For reactions from other CNN analysts, click here.
However much Obama embraces the ideals set in Truman's doctrine – to help countries under undemocratic regimes achieve freedom and to supply them with economic aid -, he has to be pragmatic and strategic in his foreign policy, i.e. he has to use the country's resources sensibly and in regions that are of vital interests.
The economic situation in America today is not the same as it was in the pre-Cold War era. Besides the Cold War ended peacefully without bloodshed. The Russian Perestroika under Gorbachev saw the the fall of the Iron curtain and the rise of a new Europe. The U.S. hadn't played much a role in this democratisation process. In this respect Obama could have a wishful thinking dream that situations sometimes could come out better than anticipated, if they were left to their devices.
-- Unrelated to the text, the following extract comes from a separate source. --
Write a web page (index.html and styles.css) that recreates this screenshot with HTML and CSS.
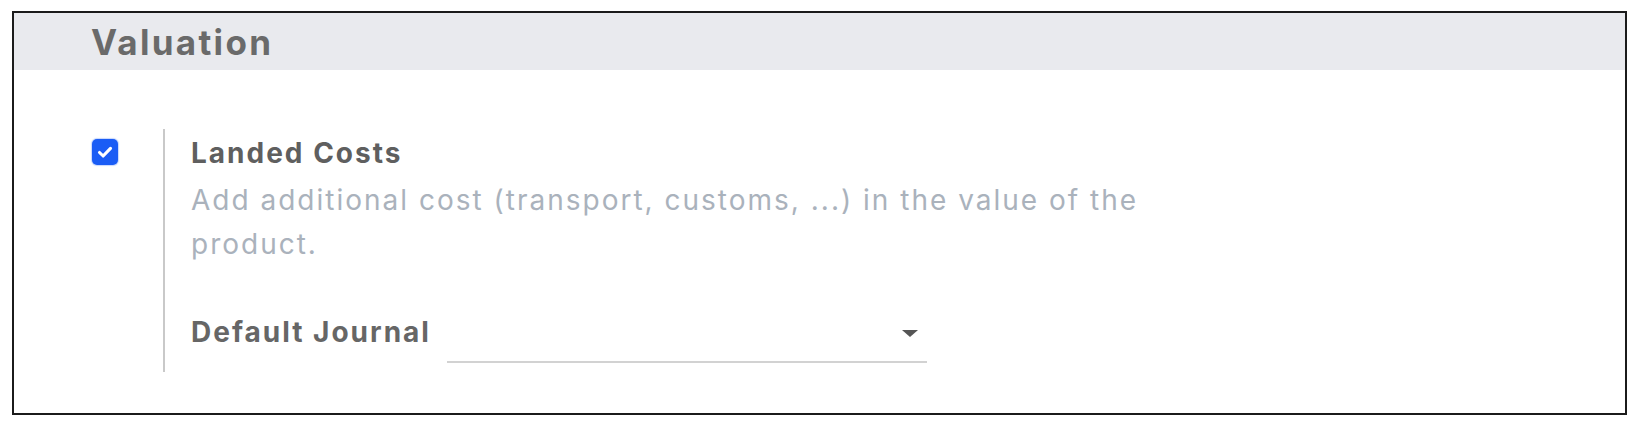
FILE: index.html
```html
<!DOCTYPE html>
<html>
<head>
<meta charset="utf-8">
<link rel="stylesheet" href="styles.css">
</head>
<body>
<div class="card">
  <div class="card-head"><h2 class="card-title">Valuation</h2></div>
  <div class="card-body">
    <div class="setting">
      <div class="setting-check">
        <span class="checkbox" role="checkbox" aria-checked="true">
          <svg viewBox="0 0 16 16" width="20" height="20"><path d="M3.6 8.4l2.9 2.8 5.9-6.1" fill="none" stroke="#fff" stroke-width="2.5" stroke-linecap="round" stroke-linejoin="round"/></svg>
        </span>
      </div>
      <div class="setting-main">
        <div class="setting-label">Landed Costs</div>
        <div class="setting-desc">Add additional cost (transport, customs, ...) in the value of the product.</div>
        <div class="field-row">
          <span class="field-label">Default Journal</span>
          <span class="select">
            <span class="caret"></span>
          </span>
        </div>
      </div>
    </div>
  </div>
</div>
</body>
</html>
```
FILE: styles.css
```css
* { box-sizing: border-box; }
html, body { margin: 0; padding: 0; background: #ffffff; }
body {
  font-family: "Inter", "Liberation Sans", sans-serif;
  width: 1642px;
  height: 422px;
  overflow: hidden;
}
.card {
  margin: 11px 0 0 12px;
  width: 1615px;
  height: 404px;
  border: 2px solid #1b1b1b;
  background: #fff;
}
.card-head {
  height: 57px;
  background: #e9eaee;
  display: flex;
  align-items: center;
  padding-left: 77px;
}
.card-title {
  margin: 0;
  font-size: 35px;
  font-weight: 700;
  color: #6a6a6a;
  letter-spacing: 2.3px;
}
.card-body {
  padding: 59px 0 0 78px;
}
.setting {
  display: flex;
}
.setting-check {
  width: 71px;
  padding-top: 10px;
}
.checkbox {
  width: 26px;
  height: 26px;
  border-radius: 5px;
  background: #1a5cf5;
  box-shadow: 0 0 1px 1px rgba(26, 92, 245, 0.25);
  display: flex;
  align-items: center;
  justify-content: center;
}
.setting-main {
  border-left: 2px solid #c9c9c9;
  padding: 0 0 18px 26px;
  width: 1000px;
}
.setting-label {
  font-size: 28px;
  font-weight: 700;
  color: #5f5f5f;
  line-height: 44px;
  padding-top: 2px;
  letter-spacing: 2px;
}
.setting-desc {
  font-size: 28px;
  color: #aab2bc;
  line-height: 44px;
  max-width: 980px;
  margin-top: 3px;
  letter-spacing: 2px;
}
.field-row {
  display: flex;
  align-items: center;
  margin-top: 44px;
}
.field-label {
  font-size: 28px;
  font-weight: 700;
  color: #666;
  width: 256px;
  letter-spacing: 2px;
}
.select {
  width: 480px;
  height: 44px;
  border-bottom: 2px solid #d2d2d2;
  display: flex;
  justify-content: flex-end;
  align-items: flex-start;
  padding: 11px 9px 0 0;
  position: relative;
  top: 9px;
}
.caret {
  width: 0;
  height: 0;
  border-left: 8px solid transparent;
  border-right: 8px solid transparent;
  border-top: 7px solid #555;
}
```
When are the Republicans going to stop talking out both sides of their mouths. You can't complain about the deficit and yet still hold on to the war machine. You can't have wars and not expect to impact our economy in a negative way. It's time for the Republicans who are calling for reining in spending to stand up and admit that you can't have wars without substantially increasing the deficit. Hate to tell you boys that you can't have it both ways!
Toward the end of his speech tonight, Obama obviously felt the need to pathetically claim, "We stand not for empire" - which is clearly an admission that he feels a need to emphasize and, without the slightest proof, reinforce this ridiculous claim that the US is not acting as a global Empire.
As Shakespeare famously wrote of the human nature of the guilty "(S)he protesteth too much".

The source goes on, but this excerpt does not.